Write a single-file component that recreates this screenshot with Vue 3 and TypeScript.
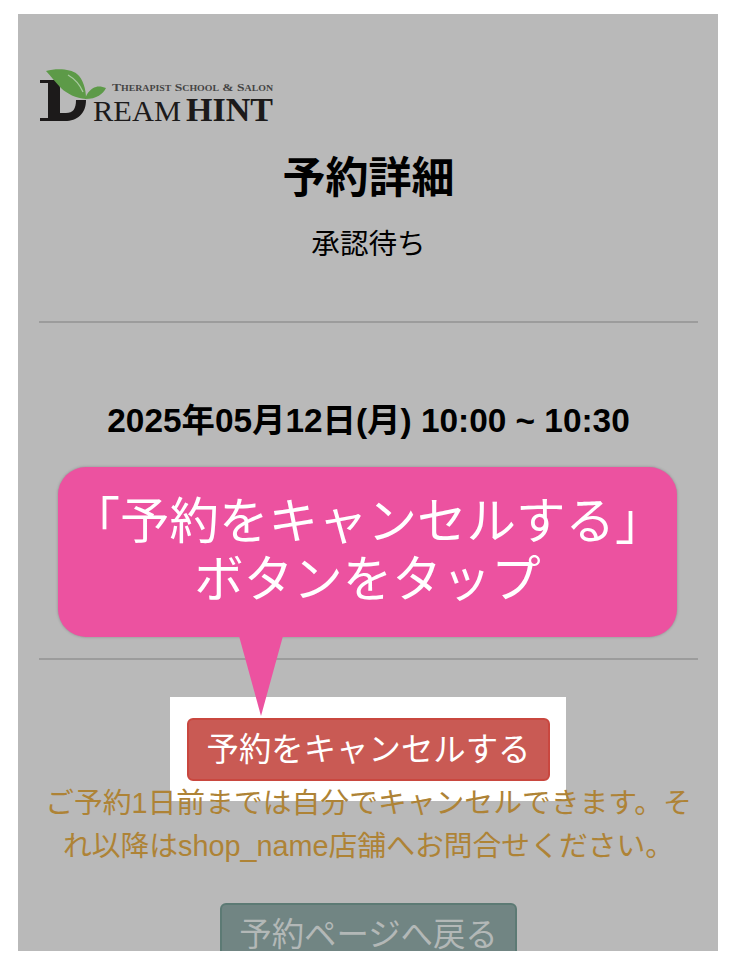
<script setup lang="ts">
const date: string = '2025年05月12日(月) 10:00 ~ 10:30'
</script>

<template>
  <div class="page">
    <main class="panel">
      <svg class="logo" width="236" height="62" viewBox="0 0 236 62" role="img" aria-label="DreamHint">
        <path d="M1 12 H20 L21 20 V45 H27 C34 45 37 41 37 32 H47 C47 46 38 53 26 53 H1 V50 H9 V15 H1 Z" fill="#1c1a1a" />
        <path d="M7 3 C18 0 32 1 38 6 C44 11 47 21 47 31 C37 30 28 26 22 20 C16 14 12 8 7 3 Z" fill="#5d9a48" />
        <path d="M29 7 C36 11 41 17 44 24" fill="none" stroke="#a9c9a0" stroke-width="1.3" />
        <path d="M46 31 C48 25 52 20 57 19 C60 18 64 19 67 20 C64 26 58 31 46 31 Z" fill="#5d9a48" />
        <text class="tag" x="73" y="23" textLength="161" lengthAdjust="spacingAndGlyphs">Therapist School &amp; Salon</text>
        <text class="ream" x="54" y="53" textLength="88" lengthAdjust="spacingAndGlyphs">REAM</text>
        <text class="hint" x="147" y="53" textLength="87" lengthAdjust="spacingAndGlyphs">HINT</text>
      </svg>

      <h1 class="title">予約詳細</h1>
      <p class="status">承認待ち</p>
      <hr class="rule first" />
      <p class="date">{{ date }}</p>
      <hr class="rule second" />

      <section class="actions">
        <div class="highlight"></div>
        <button class="btn cancel" type="button">予約をキャンセルする</button>
        <p class="notice">ご予約1日前までは自分でキャンセルできます。それ以降はshop_name店舗へお問合せください。</p>
        <button class="btn back" type="button">予約ページへ戻る</button>
      </section>

      <div class="bubble">
        <p>「予約をキャンセルする」<br />ボタンをタップ</p>
        <svg class="tail" width="46" height="81" viewBox="0 0 46 81">
          <polygon points="0,0 44,0 22,80" fill="#ec52a0" />
        </svg>
      </div>
    </main>
  </div>
</template>

<style scoped>
.page {
  width: 736px;
  height: 966px;
  padding: 14px 18px 15px;
  box-sizing: border-box;
  background: #fff;
  font-family: "Liberation Sans", "Noto Sans CJK JP", sans-serif;
}
.panel {
  position: relative;
  width: 700px;
  height: 937px;
  padding: 54px 20px 0 21px;
  box-sizing: border-box;
  overflow: hidden;
  background: #b9b9b9;
  color: #000;
}
.logo {
  display: block;
}
.tag {
  font: 600 11px "Liberation Serif", serif;
  font-variant: small-caps;
  fill: #444;
}
.ream {
  font: 400 30.4px "Liberation Serif", serif;
  fill: #1c1a1a;
}
.hint {
  font: 700 34px "Liberation Serif", serif;
  fill: #1c1a1a;
}
.title {
  margin: 18px 0 0;
  font-size: 43px;
  line-height: 60px;
  font-weight: 700;
  text-align: center;
}
.status {
  margin: 16px 0 0;
  font-size: 28.6px;
  line-height: 40px;
  text-align: center;
}
.rule {
  height: 2px;
  margin: 0;
  border: 0;
  background: #9c9c9c;
}
.rule.first {
  margin-top: 57px;
}
.rule.second {
  margin-top: 217px;
}
.date {
  margin: 78px 0 0;
  font-size: 33.4px;
  line-height: 40px;
  font-weight: 700;
  text-align: center;
  white-space: nowrap;
}
.actions {
  position: relative;
  display: flex;
  flex-direction: column;
  align-items: center;
}
.highlight {
  position: absolute;
  top: 37px;
  left: 131px;
  width: 396px;
  height: 104px;
  background: #fff;
}
.btn {
  position: relative;
  display: block;
  box-sizing: border-box;
  border-radius: 6px;
  font-family: inherit;
  font-size: 32.4px;
  line-height: 46px;
  padding: 7px 0;
}
.cancel {
  width: 363px;
  height: 63px;
  margin-top: 58px;
  border: 2px solid #c9473f;
  background: #c95a54;
  color: #fff;
}
.notice {
  position: relative;
  width: 659px;
  margin: 1px 0 0;
  font-size: 28.8px;
  line-height: 43px;
  text-align: center;
  color: #ae8336;
}
.back {
  width: 297px;
  height: 63px;
  margin-top: 35px;
  border: 2px solid #5c7a74;
  background: #718583;
  color: #b3b8b7;
}
.bubble {
  position: absolute;
  top: 453px;
  left: 40px;
  width: 619px;
  height: 170px;
  box-sizing: border-box;
  padding-top: 26px;
  border-radius: 28px;
  background: #ec52a0;
  box-shadow: 0 0 3px rgba(0, 0, 0, 0.25);
  color: #fff;
  text-align: center;
}
.bubble p {
  margin: 0;
  font-size: 49.5px;
  line-height: 58px;
}
.tail {
  position: absolute;
  top: 169px;
  left: 181px;
  display: block;
}
</style>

__DO THIS__
Except for the pictures, reproduce every line exactly.

__EXERCISE RESPONSE__
Write a single-file component that recreates this screenshot with Vue 3 and TypeScript.
<script setup lang="ts">
const date: string = '2025年05月12日(月) 10:00 ~ 10:30'
</script>

<template>
  <div class="page">
    <main class="panel">
      <svg class="logo" width="236" height="62" viewBox="0 0 236 62" role="img" aria-label="DreamHint">
        <path d="M1 12 H20 L21 20 V45 H27 C34 45 37 41 37 32 H47 C47 46 38 53 26 53 H1 V50 H9 V15 H1 Z" fill="#1c1a1a" />
        <path d="M7 3 C18 0 32 1 38 6 C44 11 47 21 47 31 C37 30 28 26 22 20 C16 14 12 8 7 3 Z" fill="#5d9a48" />
        <path d="M29 7 C36 11 41 17 44 24" fill="none" stroke="#a9c9a0" stroke-width="1.3" />
        <path d="M46 31 C48 25 52 20 57 19 C60 18 64 19 67 20 C64 26 58 31 46 31 Z" fill="#5d9a48" />
        <text class="tag" x="73" y="23" textLength="161" lengthAdjust="spacingAndGlyphs">Therapist School &amp; Salon</text>
        <text class="ream" x="54" y="53" textLength="88" lengthAdjust="spacingAndGlyphs">REAM</text>
        <text class="hint" x="147" y="53" textLength="87" lengthAdjust="spacingAndGlyphs">HINT</text>
      </svg>

      <h1 class="title">予約詳細</h1>
      <p class="status">承認待ち</p>
      <hr class="rule first" />
      <p class="date">{{ date }}</p>
      <hr class="rule second" />

      <section class="actions">
        <div class="highlight"></div>
        <button class="btn cancel" type="button">予約をキャンセルする</button>
        <p class="notice">ご予約1日前までは自分でキャンセルできます。それ以降はshop_name店舗へお問合せください。</p>
        <button class="btn back" type="button">予約ページへ戻る</button>
      </section>

      <div class="bubble">
        <p>「予約をキャンセルする」<br />ボタンをタップ</p>
        <svg class="tail" width="46" height="81" viewBox="0 0 46 81">
          <polygon points="0,0 44,0 22,80" fill="#ec52a0" />
        </svg>
      </div>
    </main>
  </div>
</template>

<style scoped>
.page {
  width: 736px;
  height: 966px;
  padding: 14px 18px 15px;
  box-sizing: border-box;
  background: #fff;
  font-family: "Liberation Sans", "Noto Sans CJK JP", sans-serif;
}
.panel {
  position: relative;
  width: 700px;
  height: 937px;
  padding: 54px 20px 0 21px;
  box-sizing: border-box;
  overflow: hidden;
  background: #b9b9b9;
  color: #000;
}
.logo {
  display: block;
}
.tag {
  font: 600 11px "Liberation Serif", serif;
  font-variant: small-caps;
  fill: #444;
}
.ream {
  font: 400 30.4px "Liberation Serif", serif;
  fill: #1c1a1a;
}
.hint {
  font: 700 34px "Liberation Serif", serif;
  fill: #1c1a1a;
}
.title {
  margin: 18px 0 0;
  font-size: 43px;
  line-height: 60px;
  font-weight: 700;
  text-align: center;
}
.status {
  margin: 16px 0 0;
  font-size: 28.6px;
  line-height: 40px;
  text-align: center;
}
.rule {
  height: 2px;
  margin: 0;
  border: 0;
  background: #9c9c9c;
}
.rule.first {
  margin-top: 57px;
}
.rule.second {
  margin-top: 217px;
}
.date {
  margin: 78px 0 0;
  font-size: 33.4px;
  line-height: 40px;
  font-weight: 700;
  text-align: center;
  white-space: nowrap;
}
.actions {
  position: relative;
  display: flex;
  flex-direction: column;
  align-items: center;
}
.highlight {
  position: absolute;
  top: 37px;
  left: 131px;
  width: 396px;
  height: 104px;
  background: #fff;
}
.btn {
  position: relative;
  display: block;
  box-sizing: border-box;
  border-radius: 6px;
  font-family: inherit;
  font-size: 32.4px;
  line-height: 46px;
  padding: 7px 0;
}
.cancel {
  width: 363px;
  height: 63px;
  margin-top: 58px;
  border: 2px solid #c9473f;
  background: #c95a54;
  color: #fff;
}
.notice {
  position: relative;
  width: 659px;
  margin: 1px 0 0;
  font-size: 28.8px;
  line-height: 43px;
  text-align: center;
  color: #ae8336;
}
.back {
  width: 297px;
  height: 63px;
  margin-top: 35px;
  border: 2px solid #5c7a74;
  background: #718583;
  color: #b3b8b7;
}
.bubble {
  position: absolute;
  top: 453px;
  left: 40px;
  width: 619px;
  height: 170px;
  box-sizing: border-box;
  padding-top: 26px;
  border-radius: 28px;
  background: #ec52a0;
  box-shadow: 0 0 3px rgba(0, 0, 0, 0.25);
  color: #fff;
  text-align: center;
}
.bubble p {
  margin: 0;
  font-size: 49.5px;
  line-height: 58px;
}
.tail {
  position: absolute;
  top: 169px;
  left: 181px;
  display: block;
}
</style>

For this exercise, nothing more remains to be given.